House of Flying Daggers
Open Fri Dec 17
It was, of course, too good to be true: Rumors of a Chinese martial arts film from director Yimou Zhang that would trump Hero. Zhang's Hero had already made a fair amount of mincemeat out of America's favorite high-flying martial arts epic, Crouching Tiger, Hidden Dragon, and here it was--House of Flying Daggers--showing up in import video stores and on the web, for all purposes billed as a Hero-killer.
It's a comparison as unfair as it is inevitable, and Daggers doesn't fare well by its association. But while it doesn't have the emotional or philosophical resonance of Hero, Daggers is still a solid entry into the wuxia genre--an action genre that limns surreal and heroic events in an idealized historical China.

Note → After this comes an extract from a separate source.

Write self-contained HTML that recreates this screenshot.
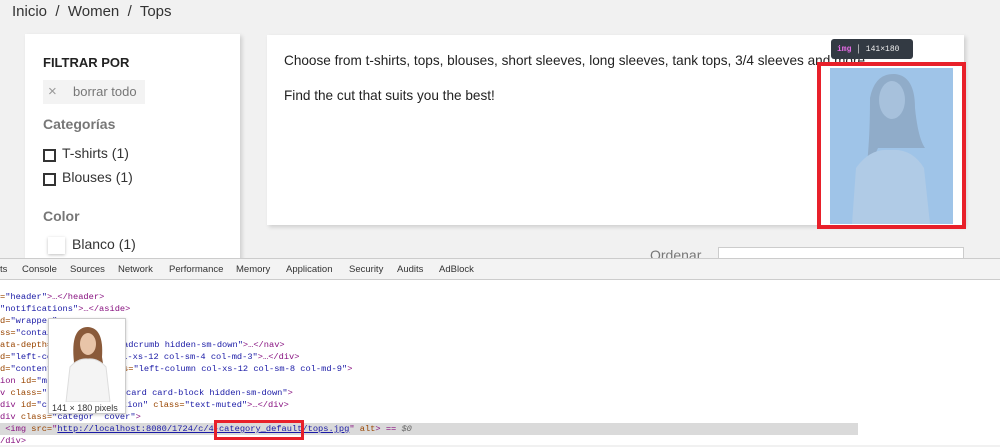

Daggers follows two deputies, Jin (Takeshi Kaneshiro) and Leo (Andy Lau), who are aiming to track down the House of Flying Daggers--a shadowy terrorist cell undermining the government. Finding a likely suspect in a blind dancer, Mei (Ziyi Zhang), Jin goes undercover, hoping she'll lead him to the House of Flying Daggers' secret hideout.
Like Hero, the plot here is much deeper than it initially appears--but unlike Hero, that calls for some wariness. Films of the wuxia genre are unabashedly histrionic, but this one feels even more so; the plot's punches growing weaker and weaker as the filmmakers pull out big emotional stops with exhausting, insecure regularity.
It's almost as if the plot's a little bit self-conscious of the imagery in Daggers--and with good reason. This is as much of a fantasy film as it is a martial arts epic, and it's appropriately gorgeous and surreal, filled with darkly ethereal bamboo forests and stunning fields of snow. Much of the credit for keeping Daggers from devolving into mere spectacle, however, comes from the versatile performances from the talented Zhang and Kaneshiro. (Lau's also first-rate, even if his character suffers the most from the script's unending twists.) This action-savvy cast is fully utilized in Zhang's powerfully filmed action sequences--the near-constant battles are astounding, breathtaking in both concept and execution. For all of its greater hopes and attempts, House of Flying Daggers ends up being best at what it seems most self-conscious about being--a slam-bang kung fu movie.